Of course, but i was answering whether 0.5% matters, not whether it is valid.

This is explicitly why i said "assuming you are accurately measuring the parts".

It seems you are just making a side point for the heck of it, despite completely agreeing with what i said.


I'm not sure what you mean by 'valid' or 'matters' or the difference between them though.

I'm asking if it is more likely that the 0.5% difference is due to the change in the implementation than normal variation in the original implementation.

I don't know how you can say that this is the case based only on the information that it's a geometric mean. You need to know the variation in the reference implementation, and you don't.

The facts that he measured an increase of performance of 0.5% and he used a geometric mean are not enough information to say that it's statistically significant.


I understand exactly what you are saying. I'm saying you are being super pedantic here, since it's pretty obvious I meant valid to mean statistically significant, and matters took mean whether improving spec by 0.5% translates into real world application performance benefit.

I'm not sure why you want to be so pedantic, but it doesn't seem worthwhile to me since nobody was confused.


> it doesn't seem worthwhile to me since nobody was confused.

fwiw I was confused about what you meant by valid and matters


I assume that after years of optimization work you're not going to get more out of a small tweak to one part of the compiler unless you harness new CPU instructions.


Could this also be improved in LLVM? Or is this specific to GCC?


So, this is actually only true for natural loops :)

In particular: "Consideration of only enter_freq is based on the concept that live Out of the entry or header of the Loop is live in and liveout throughout the loop."

This is demonstrably false for loops with >1 exit, or multiple latches.

IE it assumes that there is a single loop exit and latch that everything goes through.

That said, most compilers, however, including GCC, just don't care about loops with these kinds of weird control flow structures, and either duplicate nodes, or just don't consider them loops (https://gcc.gnu.org/onlinedocs/gccint/Loop-representation.ht...)

More interestingly, it's not clear why the patch should make any difference at all, nor is it explained. It just makes an assertion that it is better to do it this way (" This increases the updated memory most and more chances of reducing the spill and fetch and better assignment.")

(Expanded on this a bit to make it more clear).

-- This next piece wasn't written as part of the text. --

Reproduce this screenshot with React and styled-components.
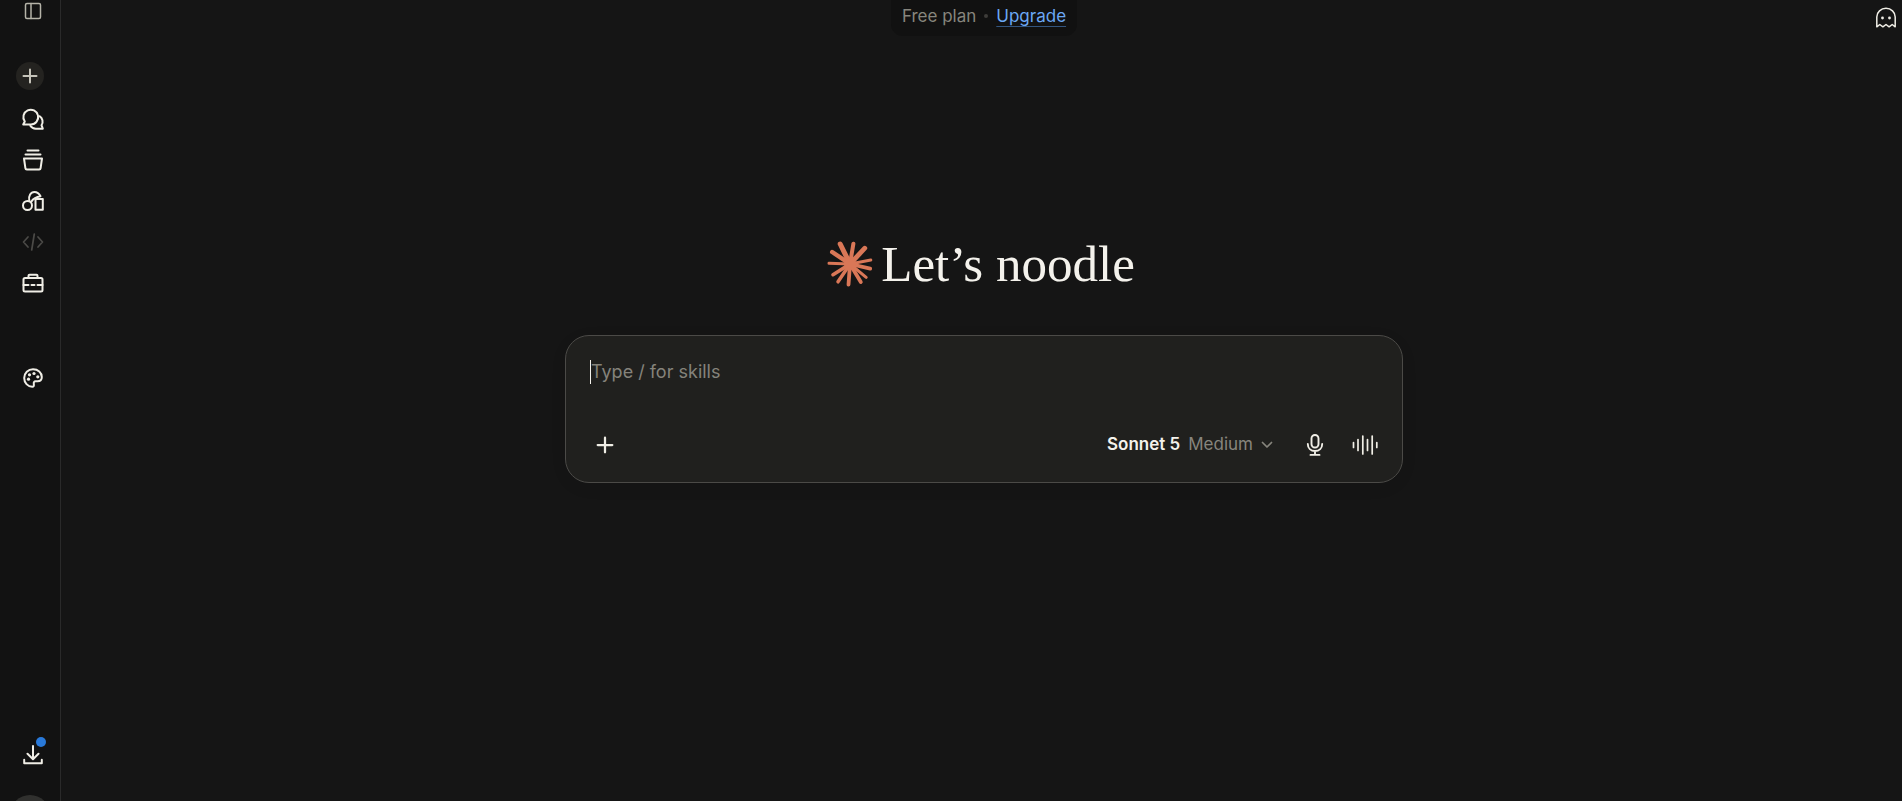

When calculating the cost of spills/moves/etc, usually you want to take into account how often a block is executed. This is because you often have multiple places you can put spills/moves/etc to get a register. Multiplying by entry/exit frequencies tells the compiler "If you need a register, it is more expensive to spill something that occurs in a block that happens all the time, than something that occurs in a block that happens infrequently". As an aside, calculating predictions on loops ånd nested-loops statically is non-trivial (it requires estimating the trip count of each loop).

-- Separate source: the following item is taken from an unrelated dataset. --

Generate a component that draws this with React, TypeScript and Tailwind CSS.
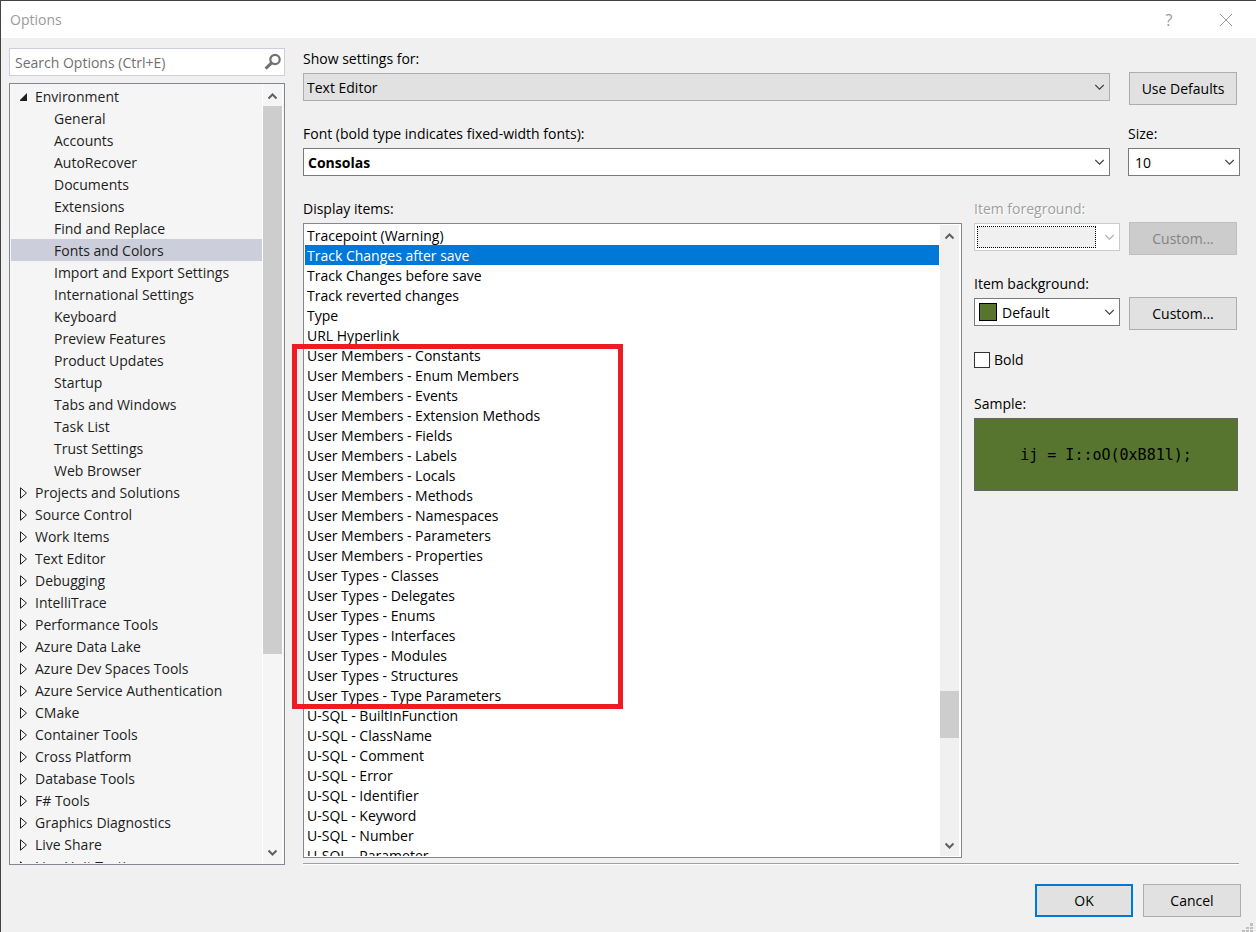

In any case, this patch changes the move/spill cost calculation to avoid taking into account the exit frequency of blocks (well, really edges, but let's ignore that) in loops, under the argument that it should be the same as the entry frequency.

The problem with that is exactly the last sentence. It shouldn't matter. This change should, in practice, be a no-op, or at best, is a random cost model change.

From another perspective, it just divides all the previous frequencies of things in loops by 2 compared to what they were before (assuming the exit frequencies are sane. If they are not, that is a problem to be solved instead of this one). There is no given reason this is a necessarily good thing to do :).

Basically, i'm not sure this patch will go in, because it's not clear it's really solving whatever underlying problem exists.

I expect someone to come along and tell them to provide better analysis of where exactly it's helping and what the cost numbers are that this is changing "for the better".


Why do you think this is a no-op? Looking at the diff, the code was summing the entry and exit counts. So, by the same argument, that means certain things were being double counted (considered higher cost) and now aren't.

I assume (like you), that someone will come along and point out that this doesn't really apply to all loops.


It's a noop in most cases because the cost of spilling a given loop variable is still the same relative to other loop variables. But yes, the only affect it should have is to possibly value loop variables low enough to spill them instead of non loop variables (note that non loop variables are calculated using both exit and entry frequencies) That is almost certainly a bad idea in general, execution frequencies are what you should use whether in loops or not. It most likely the real issue is a bunch of loops are having their relative (to non loop blocks) execution frequencies over estimated highly, and in reality the loop doesn't execute much


Ah, this explains it! I was thinking about the loop as presented and it seemed to boil down to "do your data flow correctly" but the situation is more subtle.


IME, optimal register allocation isn't so important anymore. In normal code, function bodies are so small that all local variables can be kept in registers. I.e, if the # of local variables is small, like 5, then the register allocation is optimal by default. It would be interesting to see before and after assembly code from c functions that gcc generates.


At least C++ depends for its performance on very aggressive inlining of small (often one-line) functions.

It is not unlikely that your hundreds of tiny functions become one massive "function" after high level optimization.


For extremely optimistic definitions of "normal". Also, if your "five variables" have non-overlapping live ranges, then you might be able to get it down to only 2 or 3 registers, so I wouldn't say it's "optimal by default".


Maybe if you disable inlining and beat your coworkers up when they add more code to a function. Where I live functions with several hundred lines are still common.